◆ **Brief**:
Only the lines from the top of the listing below to the line that has "type IconName = 'cloud'" should be echoed, with both ends kept and pictures left out.

◆ **Data section**:
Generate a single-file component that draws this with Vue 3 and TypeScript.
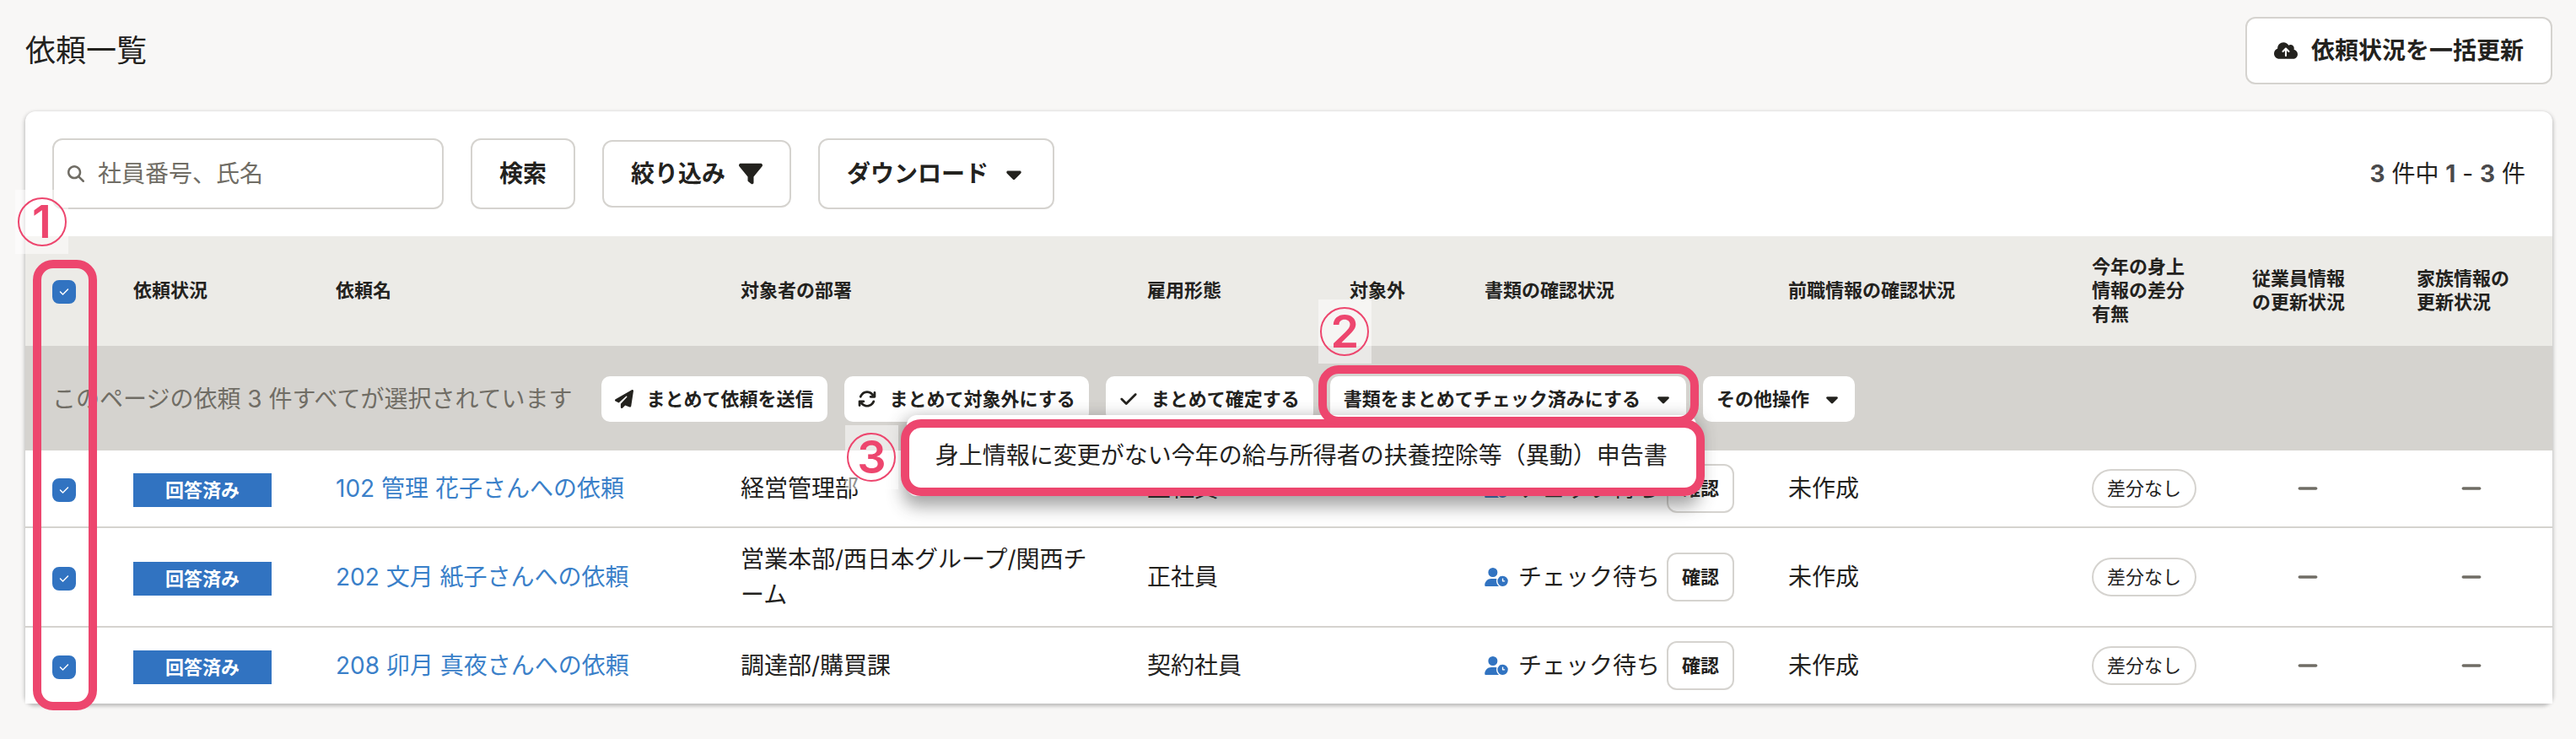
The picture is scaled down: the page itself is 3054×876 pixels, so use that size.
<script setup lang="ts">
import { h, reactive, computed, type FunctionalComponent } from 'vue'

type IconName = 'cloud' | 'search' | 'filter' | 'caret' | 'plane' | 'rotate' | 'check' | 'userClock' | 'minus'

const icons: Record<IconName, [number, string]> = {
  cloud: [640, 'M144 480C64.5 480 0 415.5 0 336c0-62.8 40.2-116.2 96.2-135.9c-.1-2.7-.2-5.4-.2-8.1c0-88.4 71.6-160 160-160c59.3 0 111 32.2 138.7 80.2C409.9 102 428.3 96 448 96c53 0 96 43 96 96c0 12.2-2.3 23.8-6.4 34.6C596 238.4 640 290.1 640 352c0 70.7-57.3 128-128 128H144zm79-217c-9.4 9.4-9.4 24.6 0 33.9s24.6 9.4 33.9 0l39-39V392c0 13.3 10.7 24 24 24s24-10.7 24-24V257.9l39 39c9.4 9.4 24.6 9.4 33.9 0s9.4-24.6 0-33.9l-80-80c-9.4-9.4-24.6-9.4-33.9 0l-80 80z'],
  search: [512, 'M416 208c0 45.9-14.9 88.3-40 122.7L502.6 457.4c12.5 12.5 12.5 32.8 0 45.3s-32.8 12.5-45.3 0L330.7 376c-34.4 25.2-76.8 40-122.7 40C93.1 416 0 322.9 0 208S93.1 0 208 0S416 93.1 416 208zM208 352a144 144 0 1 0 0-288 144 144 0 1 0 0 288z'],
  filter: [512, 'M3.9 54.9C10.5 40.9 24.5 32 40 32H472c15.5 0 29.5 8.9 36.1 22.9s4.6 30.5-5.2 42.5L320 320.9V448c0 12.1-6.8 23.2-17.7 28.6s-23.8 4.3-33.5-3l-64-48c-8.1-6-12.8-15.5-12.8-25.6V320.9L9 97.3C-.7 85.4-2.8 68.8 3.9 54.9z'],
  caret: [320, 'M137.4 374.6c12.5 12.5 32.8 12.5 45.3 0l128-128c9.2-9.2 11.9-22.9 6.9-34.9s-16.6-19.8-29.6-19.8L32 192c-12.9 0-24.6 7.8-29.6 19.8s-2.2 25.7 6.9 34.9l128 128z'],
  plane: [512, 'M498.1 5.6c10.1 7 15.4 19.1 13.5 31.2l-64 416c-1.5 9.7-7.4 18.2-16 23s-18.9 5.4-28 1.6L284 427.7l-68.5 74.1c-8.9 9.7-22.9 12.9-35.2 8.1S160 493.2 160 480V396.4c0-4 1.5-7.8 4.2-10.7L331.8 202.8c5.8-6.3 5.6-16-.4-22s-15.7-6.4-22-.7L106 360.8 17.7 316.6C7.1 311.3 .3 300.7 0 288.9s5.9-22.8 16.1-28.7l448-256c10.7-6.1 23.9-5.5 34 1.4z'],
  rotate: [512, 'M105.1 202.6c7.7-21.8 20.2-42.3 37.8-59.8c62.5-62.5 163.8-62.5 226.3 0L386.3 160H352c-17.7 0-32 14.3-32 32s14.3 32 32 32H463.5h.4c17.7 0 32-14.3 32-32V80c0-17.7-14.3-32-32-32s-32 14.3-32 32v35.2L414.4 97.6c-87.5-87.5-229.3-87.5-316.8 0C73.2 122 55.6 150.7 44.8 181.4c-5.9 16.7 2.9 34.9 19.5 40.8s34.9-2.9 40.8-19.5zM39 289.3c-5 1.5-9.8 4.2-13.7 8.2c-4 4-6.7 8.8-8.1 14c-.3 1.2-.6 2.5-.8 3.8c-.3 1.7-.4 3.4-.4 5.1V432c0 17.7 14.3 32 32 32s32-14.3 32-32V396.9l17.6 17.5c87.5 87.4 229.3 87.4 316.7 0c24.4-24.4 42.1-53.1 52.9-83.7c5.9-16.7-2.9-34.9-19.5-40.8s-34.9 2.9-40.8 19.5c-7.7 21.8-20.2 42.3-37.8 59.8c-62.5 62.5-163.8 62.5-226.3 0l-.1-.1L125.6 352H160c17.7 0 32-14.3 32-32s-14.3-32-32-32H48.4c-1.6 0-3.2 .1-4.8 .3s-3.1 .5-4.6 1z'],
  check: [448, 'M438.6 105.4c12.5 12.5 12.5 32.8 0 45.3l-256 256c-12.5 12.5-32.8 12.5-45.3 0l-128-128c-12.5-12.5-12.5-32.8 0-45.3s32.8-12.5 45.3 0L160 338.7 393.4 105.4c12.5-12.5 32.8-12.5 45.3 0z'],
  userClock: [640, 'M224 256A128 128 0 1 0 224 0a128 128 0 1 0 0 256zM178.3 304C79.8 304 0 383.8 0 482.3C0 498.7 13.3 512 29.7 512H392C350 480 322 430 321 368c0-20 3-40 9-58c-18-4-38-6-60-6H178.3zM640 368a144 144 0 1 0-288 0 144 144 0 1 0 288 0zM496 288c8.8 0 16 7.2 16 16v48h32c8.8 0 16 7.2 16 16s-7.2 16-16 16H496c-8.8 0-16-7.2-16-16V304c0-8.8 7.2-16 16-16z'],
  minus: [448, 'M432 256c0 17.7-14.3 32-32 32L48 288c-17.7 0-32-14.3-32-32s14.3-32 32-32l352 0c17.7 0 32 14.3 32 32z'],
}

const Icon: FunctionalComponent<{ name: IconName }> = (props) => {
  const [width, d] = icons[props.name]
  return h('svg', { viewBox: `0 0 ${width} 512`, 'aria-hidden': 'true' }, [
    h('path', { d, fill: 'currentColor', 'fill-rule': 'evenodd' }),
  ])
}
Icon.props = ['name']

interface RequestRow {
  id: number
  name: string
  department: string
  employment: string
  checked: boolean
}

const rows = reactive<RequestRow[]>([
  { id: 102, name: '102 管理 花子さんへの依頼', department: '経営管理部', employment: '正社員', checked: true },
  { id: 202, name: '202 文月 紙子さんへの依頼', department: '営業本部/西日本グループ/関西チーム', employment: '正社員', checked: true },
  { id: 208, name: '208 卯月 真夜さんへの依頼', department: '調達部/購買課', employment: '契約社員', checked: true },
])

const headings = [
  '依頼状況', '依頼名', '対象者の部署', '雇用形態', '対象外', '書類の確認状況',
  '前職情報の確認状況', '今年の身上情報の差分有無', '従業員情報の更新状況', '家族情報の更新状況',
]

const allChecked = computed({
  get: () => rows.every((row) => row.checked),
  set: (value: boolean) => rows.forEach((row) => { row.checked = value }),
})
</script>

<template>
  <main class="page">
    <header class="page-head">
      <h1>依頼一覧</h1>
      <button type="button" class="btn btn-short"><Icon name="cloud" class="icon" />依頼状況を一括更新</button>
    </header>

    <section class="panel">
      <div class="toolbar">
        <label class="search">
          <Icon name="search" class="search-icon" />
          <input type="text" placeholder="社員番号、氏名" aria-label="社員番号、氏名" />
        </label>
        <button type="button" class="btn">検索</button>
        <button type="button" class="btn btn-short">絞り込み<Icon name="filter" class="icon" /></button>
        <button type="button" class="btn">ダウンロード<Icon name="caret" class="icon" /></button>
        <p class="count"><b>3</b> 件中 <b>1</b> - <b>3</b> 件</p>
      </div>

      <table>
        <colgroup>
          <col class="c-check" /><col class="c-mid" /><col class="c-name" /><col /><col class="c-mid" />
          <col class="c-out" /><col class="c-wide" /><col class="c-wide" /><col class="c-diff" /><col class="c-emp" /><col class="c-fam" />
        </colgroup>
        <thead>
          <tr>
            <th scope="col">
              <span class="tick">
                <input v-model="allChecked" type="checkbox" aria-label="すべて選択" />
                <Icon name="check" />
              </span>
            </th>
            <th v-for="heading in headings" :key="heading" scope="col">{{ heading }}</th>
          </tr>
        </thead>
        <tbody>
          <tr class="bulk-row">
            <td colspan="11">
              <div class="bulk">
                <p>このページの依頼 3 件すべてが選択されています</p>
                <button type="button" class="btn-s"><Icon name="plane" class="icon" />まとめて依頼を送信</button>
                <button type="button" class="btn-s"><Icon name="rotate" class="icon" />まとめて対象外にする</button>
                <button type="button" class="btn-s"><Icon name="check" class="icon" />まとめて確定する</button>
                <div class="dropdown">
                  <button type="button" class="btn-s" aria-expanded="true">書類をまとめてチェック済みにする<Icon name="caret" class="icon" /></button>
                  <div class="menu">
                    <button type="button" class="menu-item">身上情報に変更がない今年の給与所得者の扶養控除等（異動）申告書</button>
                    <span class="ring ring-menu"></span>
                    <span class="step step-menu"><i>3</i></span>
                  </div>
                  <span class="ring ring-button"></span>
                  <span class="step step-button"><i>2</i></span>
                </div>
                <button type="button" class="btn-s">その他操作<Icon name="caret" class="icon" /></button>
              </div>
            </td>
          </tr>
          <tr v-for="row in rows" :key="row.id" class="item">
            <td>
              <span class="tick">
                <input v-model="row.checked" type="checkbox" :aria-label="row.name" />
                <Icon name="check" />
              </span>
            </td>
            <td><span class="status">回答済み</span></td>
            <td><a href="#">{{ row.name }}</a></td>
            <td>{{ row.department }}</td>
            <td>{{ row.employment }}</td>
            <td></td>
            <td>
              <div class="review">
                <Icon name="userClock" class="waiting" />
                <span>チェック待ち</span>
                <button type="button" class="btn-confirm">確認</button>
              </div>
            </td>
            <td>未作成</td>
            <td><span class="chip">差分なし</span></td>
            <td><Icon name="minus" class="dash" /></td>
            <td><Icon name="minus" class="dash" /></td>
          </tr>
        </tbody>
      </table>

      <span class="ring ring-checks"></span>
      <span class="step step-checks"><i>1</i></span>
    </section>
  </main>
</template>

<style>
body {
  background: #f8f7f6;
}
</style>

<style scoped>
* {
  box-sizing: border-box;
}

.page {
  padding: 20px 28px 40px 30px;
  color: #23221e;
  font: 28px/42px Inter, "Noto Sans CJK JP", sans-serif;
}

h1,
p {
  margin: 0;
}

button,
input {
  font: inherit;
  color: inherit;
}

button {
  margin: 0;
  cursor: pointer;
}

svg {
  display: block;
  flex: none;
}

.page-head {
  display: flex;
  align-items: center;
  justify-content: space-between;
  margin-bottom: 32px;
}

h1 {
  font-size: 36px;
  font-weight: 400;
}

.btn {
  display: flex;
  align-items: center;
  gap: 16px;
  height: 84px;
  padding: 0 32px;
  border: 2px solid #d5d3cf;
  border-radius: 12px;
  background: #fff;
  font-weight: 700;
  white-space: nowrap;
}

.btn-short {
  height: 80px;
}

.btn .icon {
  width: 28px;
  height: 28px;
}

.panel {
  position: relative;
  border-radius: 12px;
  background: #fff;
  box-shadow: 0 2px 4px 1px rgba(51, 51, 51, 0.3);
}

.toolbar {
  display: flex;
  align-items: center;
  gap: 32px;
  padding: 32px;
}

.search {
  display: flex;
  align-items: center;
  gap: 16px;
  width: 464px;
  height: 84px;
  padding: 0 16px;
  border: 2px solid #d5d3cf;
  border-radius: 12px;
}

.search-icon {
  width: 20px;
  height: 20px;
  color: #706d65;
}

.search input {
  flex: 1;
  min-width: 0;
  padding: 0;
  border: 0;
  outline: 0;
  background: none;
}

.search input::placeholder {
  color: #706d65;
  opacity: 1;
}

.count {
  margin-left: auto;
}

.count b {
  color: #4a4a4c;
}

table {
  width: 100%;
  border-collapse: separate;
  border-spacing: 0;
  table-layout: fixed;
}

.c-check { width: 96px; }
.c-mid { width: 240px; }
.c-name { width: 480px; }
.c-out { width: 160px; }
.c-wide { width: 360px; }
.c-diff { width: 190px; }
.c-emp { width: 195px; }
.c-fam { width: 193px; }

th {
  padding: 22px 32px 24px;
  background: #ecebe7;
  font-size: 22px;
  line-height: 28px;
  text-align: left;
  line-break: loose;
}

.bulk-row td {
  padding: 36px 32px 34px;
  background: #d5d3cf;
}

.bulk {
  display: flex;
  align-items: center;
  gap: 20px;
}

.bulk p {
  margin-right: 14px;
  color: #706d65;
  white-space: nowrap;
}

.btn-s {
  display: flex;
  align-items: center;
  gap: 16px;
  height: 54px;
  padding: 0 16px;
  border: 0;
  border-radius: 10px;
  background: #fff;
  font-size: 22px;
  font-weight: 700;
  white-space: nowrap;
}

.btn-s .icon {
  width: 22px;
  height: 22px;
}

.item td {
  padding: 16px 32px;
  background: #fff;
  line-break: anywhere;
}

.item + .item td {
  border-top: 2px solid #d5d3cf;
}

.tick {
  display: block;
  position: relative;
  width: 28px;
  height: 28px;
  margin-top: 4px;
}

.tick input {
  display: block;
  width: 28px;
  height: 28px;
  margin: 0;
  border: 2px solid #d5d3cf;
  border-radius: 8px;
  background: #fff;
  appearance: none;
}

.tick input:checked {
  border-color: #3173c1;
  background: #3173c1;
}

.tick svg {
  position: absolute;
  inset: 8px;
  width: 12px;
  height: 12px;
  color: #fff;
  pointer-events: none;
}

.status {
  display: block;
  width: 164px;
  height: 40px;
  margin-top: 4px;
  background: #3173c1;
  color: #fff;
  font-size: 22px;
  font-weight: 700;
  line-height: 40px;
  text-align: center;
}

a {
  color: #3a80c9;
  text-decoration: none;
}

.review {
  display: flex;
  align-items: center;
  white-space: nowrap;
}

.waiting {
  width: 28px;
  height: 22px;
  margin-right: 12px;
  color: #3173c1;
}

.btn-confirm {
  height: 58px;
  margin-left: 8px;
  padding: 0 16px;
  border: 2px solid #d5d3cf;
  border-radius: 12px;
  background: #fff;
  font-size: 22px;
  font-weight: 700;
}

.chip {
  display: block;
  width: max-content;
  padding: 6px 16px;
  border: 2px solid #d5d3cf;
  border-radius: 24px;
  font-size: 22px;
  line-height: 30px;
}

.item td:nth-last-child(-n + 2) {
  padding: 16px 0;
}

.dash {
  width: 28px;
  height: 28px;
  margin: 0 auto;
  color: #706d65;
}

.dropdown {
  position: relative;
}

.menu {
  position: absolute;
  z-index: 1;
  top: 46px;
  left: -502px;
  padding: 27px 34px;
  border-radius: 12px;
  background: #fff;
  box-shadow: 0 8px 20px 4px rgba(51, 51, 51, 0.45);
}

.menu-item {
  display: block;
  padding: 0;
  border: 0;
  background: none;
  white-space: nowrap;
}

/* Numbered callouts that walk the reader through the operation */
.ring {
  position: absolute;
  border: 10px solid #ed466e;
  border-radius: 24px;
  pointer-events: none;
}

.ring-checks {
  top: 176px;
  bottom: -8px;
  left: 9px;
  width: 76px;
}

.ring-button {
  z-index: 2;
  inset: -13px -15px -4px -14px;
}

.ring-menu {
  inset: 5px -10px 0 -7px;
}

.step {
  display: flex;
  align-items: center;
  justify-content: center;
  position: absolute;
  width: 63px;
  height: 76px;
  background: rgba(255, 255, 255, 0.5);
  color: #ed466e;
}

.step i {
  width: 58px;
  height: 58px;
  border: 2px solid #ed466e;
  border-radius: 50%;
  font-size: 54px;
  font-style: normal;
  font-weight: 600;
  line-height: 54px;
  text-align: center;
}

.step-checks {
  top: 93px;
  left: -12px;
}

.step-button {
  top: -91px;
  left: -14px;
}

.step-menu {
  top: 12px;
  left: -73px;
}
</style>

◆ **Exercise response**:
Generate a single-file component that draws this with Vue 3 and TypeScript.
The picture is scaled down: the page itself is 3054×876 pixels, so use that size.
<script setup lang="ts">
import { h, reactive, computed, type FunctionalComponent } from 'vue'

type IconName = 'cloud' | 'search' | 'filter' | 'caret' | 'plane' | 'rotate' | 'check' | 'userClock' | 'minus'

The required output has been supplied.